For Hacker, Amazon Country was a labor of lesbian activist love.

“I loved doing that radio show,” she said of the hour-long Sunday program. “I had to spend a lot of time putting that program together every week with a mix of interviews, music and lesbian news. I had an opportunity to meet and interview so many people I never would have met otherwise. In addition to local lesbian activists, writers and performers, there were major feminist authors like Rita Mae Brown, Mary Daly and Andrea Dworkin. Lesbian and feminist musicians, like Meg Christian, Margie Adam, Toshi Regan, Sweet Honey in the Rock, Kay Gardner. It was such a time for an explosion of lesbian work driven by the need to uncover our history.”

It was, she said, a period of creative and political enlightenment.

The radio program was a subversive underground that connected women to lesbian society and culture in the decades before social media. “I would get letters from women who said that I was the only contact they had with other lesbians.

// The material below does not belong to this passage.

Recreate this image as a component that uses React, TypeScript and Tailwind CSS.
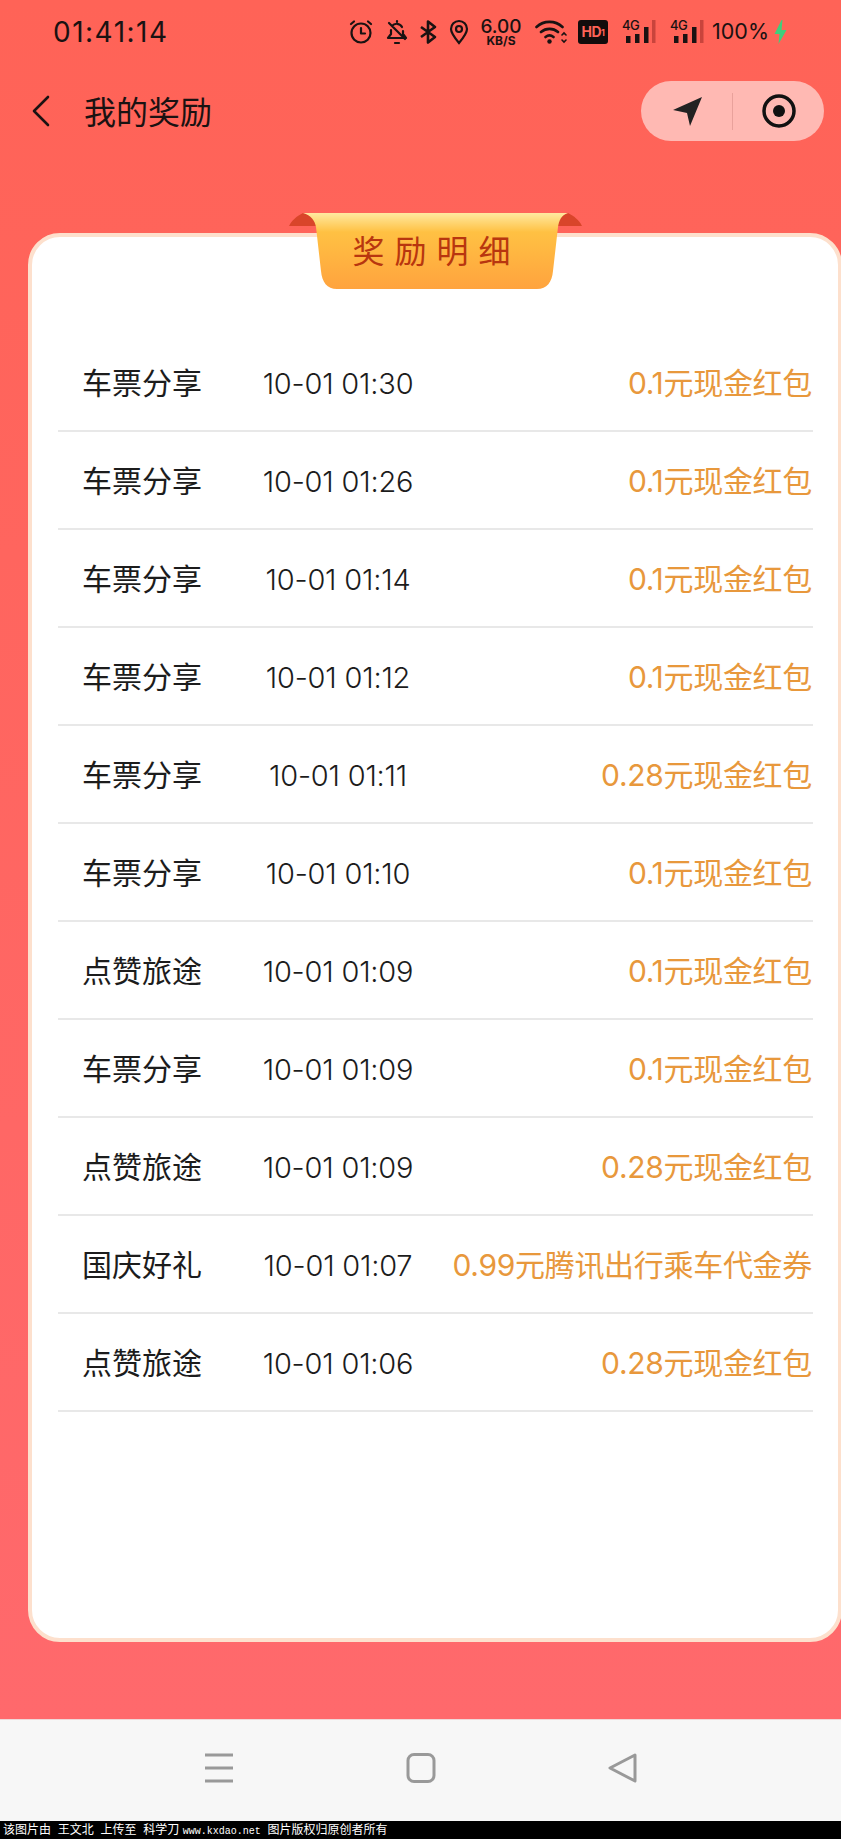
const FONT = "font-['Inter','Noto_Sans_CJK_SC',sans-serif]";

const rows = [
  ["车票分享", "10-01 01:30", "0.1元现金红包"],
  ["车票分享", "10-01 01:26", "0.1元现金红包"],
  ["车票分享", "10-01 01:14", "0.1元现金红包"],
  ["车票分享", "10-01 01:12", "0.1元现金红包"],
  ["车票分享", "10-01 01:11", "0.28元现金红包"],
  ["车票分享", "10-01 01:10", "0.1元现金红包"],
  ["点赞旅途", "10-01 01:09", "0.1元现金红包"],
  ["车票分享", "10-01 01:09", "0.1元现金红包"],
  ["点赞旅途", "10-01 01:09", "0.28元现金红包"],
  ["国庆好礼", "10-01 01:07", "0.99元腾讯出行乘车代金券"],
  ["点赞旅途", "10-01 01:06", "0.28元现金红包"],
];

function Signal() {
  return (
    <div className="relative w-[34px] h-[24px]">
      <span className="absolute left-0 top-[-1px] text-[13px] leading-[13px] font-medium tracking-[-0.5px] text-[#1a1212]">4G</span>
      <svg width="34" height="24" viewBox="0 0 34 24" className="absolute left-0 top-0">
        <rect x="4" y="16" width="4.500" height="7" fill="#1a1212" />
        <rect x="13" y="14" width="4.500" height="9" fill="#1a1212" />
        <rect x="22" y="7" width="4.500" height="16" fill="#1a1212" />
        <rect x="30" y="0" width="3.500" height="23" fill="#c9443c" />
      </svg>
    </div>
  );
}

function StatusBar() {
  return (
    <div className="h-[56px] flex items-center pl-[53px] pr-[53px] pt-[8px] text-[#1a1212]">
      <span className="text-[28px] tracking-[1.5px] leading-none">01:41:14</span>
      <div className="ml-auto flex items-center">
        <svg width="26" height="26" viewBox="0 0 26 26" fill="none" stroke="#1a1212" strokeWidth="2.2" strokeLinecap="round" strokeLinejoin="round">
          <circle cx="13" cy="14" r="9.5" />
          <path d="M13 9v5.5h4M3 5l3-2.5M23 5l-3-2.5" />
        </svg>
        <svg className="ml-[12px]" width="22" height="26" viewBox="0 0 22 26" fill="none" stroke="#1a1212" strokeWidth="2.2" strokeLinecap="round" strokeLinejoin="round">
          <path d="M6 7a6 6 0 0 1 10 1M17 12v3l3 4H2l3-4v-4M3 4l16 16M9 24h4M11 2v1" />
        </svg>
        <svg className="ml-[11px]" width="18" height="26" viewBox="0 0 18 26" fill="none" stroke="#1a1212" strokeWidth="2.6" strokeLinejoin="round">
          <path d="M2 8l14 10-7 5.500V2.500l7 5.500-14 10" />
        </svg>
        <svg className="ml-[12px]" width="20" height="26" viewBox="0 0 20 26" fill="none" stroke="#1a1212" strokeWidth="2.2">
          <path d="M10 24C5 18 2 14 2 10a8 8 0 0 1 16 0c0 4-3 8-8 14z" />
          <circle cx="10" cy="10" r="3" />
        </svg>
        <div className="ml-[12px] w-[40px] flex flex-col items-center font-medium leading-none">
          <span className="text-[19px] leading-[17px]">6.00</span>
          <span className="text-[12px] leading-[12px] font-bold">KB/S</span>
        </div>
        <svg className="ml-[14px]" width="32" height="26" viewBox="0 0 32 26" fill="none" stroke="#1a1212" strokeWidth="2.6" strokeLinecap="round">
          <path d="M1.500 8a19 19 0 0 1 26 0M6 13a13 13 0 0 1 17 0M10.500 18a6.500 6.500 0 0 1 8 0" />
          <circle cx="14.500" cy="22.500" r="2.200" fill="#1a1212" stroke="none" />
          <path d="M27 16l2-2 2 2M27 21l2 2 2-2" strokeWidth="1.600" />
        </svg>
        <div className="ml-[11px] w-[30px] h-[24px] rounded-[3px] bg-[#120c0c] text-[#ff6357] flex items-center justify-center text-[14px] font-bold leading-none tracking-[-0.5px]">
          HD<span className="text-[9px]">1</span>
        </div>
        <div className="ml-[14px]"><Signal /></div>
        <div className="ml-[14px]"><Signal /></div>
        <span className="ml-[8px] text-[21.500px] leading-none">100%</span>
        <svg className="ml-[4px]" width="15" height="24" viewBox="0 0 14 24">
          <path d="M8 0L1 14h5l-1 10 8-14H8l1-10z" fill="#3fcf7c" />
        </svg>
      </div>
    </div>
  );
}

function Header() {
  return (
    <div className="h-[60px] mt-[25px] flex items-center pl-[31px] pr-[17px]">
      <svg width="20" height="32" viewBox="0 0 20 32" fill="none" stroke="#1a1212" strokeWidth="2.600" strokeLinecap="round" strokeLinejoin="round">
        <path d="M17 2L3 16l14 14" />
      </svg>
      <span className="ml-[33px] pt-[3px] text-[32px] leading-none text-[#1a1212]">我的奖励</span>
      <div className="ml-auto w-[183px] h-[60px] rounded-full bg-[#ffb9b3] flex items-center">
        <div className="w-[91px] flex justify-center">
          <svg width="32" height="32" viewBox="0 0 32 32">
            <path d="M2 15L31 2 19 31l-3-13z" fill="#222" strokeLinejoin="round" />
          </svg>
        </div>
        <div className="w-px h-[37px] bg-[#e9a19b]" />
        <div className="flex-1 flex justify-center">
          <svg width="34" height="34" viewBox="0 0 34 34">
            <circle cx="17" cy="17" r="15" fill="none" stroke="#111" strokeWidth="3.500" />
            <circle cx="17" cy="17" r="6" fill="#111" />
          </svg>
        </div>
      </div>
    </div>
  );
}

function Ribbon() {
  return (
    <div className="absolute left-[257px] top-[-24px] w-[293px] h-[76px] flex items-center justify-center">
      <svg className="absolute left-0 top-0" width="293" height="76" viewBox="0 0 293 76">
        <defs>
          <linearGradient id="rib" x1="0" y1="0" x2="0" y2="1">
            <stop offset="0" stopColor="#ffe9a0" />
            <stop offset="0.25" stopColor="#ffc143" />
            <stop offset="1" stopColor="#ffa33e" />
          </linearGradient>
        </defs>
        <path d="M0 13C3 7 8 3 14 0h265c6 3 11 7 14 13z" fill="#d9452a" />
        <path d="M14 0H279C272 2 270 8 269 14L264 58C263 69 258 76 248 76H48C38 76 33 69 32 58L27 14C26 8 22 2 14 0z" fill="url(#rib)" />
      </svg>
      <span className="relative text-[32px] leading-none tracking-[10px] text-[#b8360f] pl-[2px] pt-[2px]">奖励明细</span>
    </div>
  );
}

function Card() {
  return (
    <div className="relative mt-[92px] ml-[28px] w-[814px] h-[1409px] bg-white border-[4px] border-[#fde0cd] rounded-[32px]">
      <Ribbon />
      <div className="pt-[97px] pl-[26px] pr-[25px]">
        {rows.map((r, i) => (
          <div key={i} className="relative h-[98px] flex items-center justify-between border-b-2 border-[#e8e8e8] pl-[24px] pr-[1px] pt-[2px] text-[30px] leading-none">
            <span className="text-[#1c1c1c]">{r[0]}</span>
            <span className="absolute left-[130px] w-[300px] text-center text-[#1c1c1c] text-[29px] font-light tracking-[-0.200px]">{r[1]}</span>
            <span className="text-[#e8983c] tracking-[-0.300px]">{r[2]}</span>
          </div>
        ))}
      </div>
    </div>
  );
}

export default function App() {
  return (
    <div className={`w-[841px] h-[1839px] overflow-hidden flex flex-col ${FONT}`}>
      <div className="h-[1719px] bg-gradient-to-b from-[#ff6357] to-[#ff696c]">
        <StatusBar />
        <Header />
        <Card />
      </div>
      <div className="h-[102px] bg-[#f7f7f7] border-t border-[#f0d8d8] flex items-center justify-center gap-[172px] pb-[6px]">
        <svg width="30" height="30" viewBox="0 0 30 30" stroke="#999" strokeWidth="3"><path d="M1 2h28M1 15h28M1 28h28" /></svg>
        <svg width="30" height="30" viewBox="0 0 30 30" fill="none" stroke="#999" strokeWidth="3"><rect x="2" y="1.500" width="26" height="27" rx="6" /></svg>
        <svg width="30" height="30" viewBox="0 0 30 30" fill="none" stroke="#999" strokeWidth="3" strokeLinejoin="round"><path d="M27 2L2 15l25 13z" /></svg>
      </div>
      <div className="h-[18px] bg-black text-white text-[12px] leading-[18px] pl-[3px] whitespace-pre">
        该图片由  王文北  上传至  科学刀 <span className="font-['Liberation_Mono',monospace] text-[10px]">www.kxdao.net</span>  图片版权归原创者所有
      </div>
    </div>
  );
}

It was heartwarming and heartbreaking at the same time.”

Hacker’s lesbian activism paralleled her career as a social worker, where she worked with runaway and homeless youth prior to moving into the domestic-violence arena. As executive director of Voyage House from 1974 to 1985, Hacker established the first drop-in center for LGBT youth at the agency.

  It was also at Voyage House that she was forced to out herself to her board of directors when a staff member she fired for having sex with one of the minor girls living in one of the agency’s housing units threatened to out her.

“It was the first time I had to confront publicly what it meant to be a lesbian,” she said.

“It’s nostalgic, thinking back over that time,” Hacker said. “There was so much change in such a short period of time, and yet some things never quite evolved — like we’ve never fully addressed the sexism and misogyny that’s still so deeply embedded in our own community.”

But Hacker is hopeful about the current generation of young LGBTQ activists. “We forged a model of activism in the ’70s, ’80s and ’90s,” she said. “Now they are forging their own, 50 years after Stonewall.”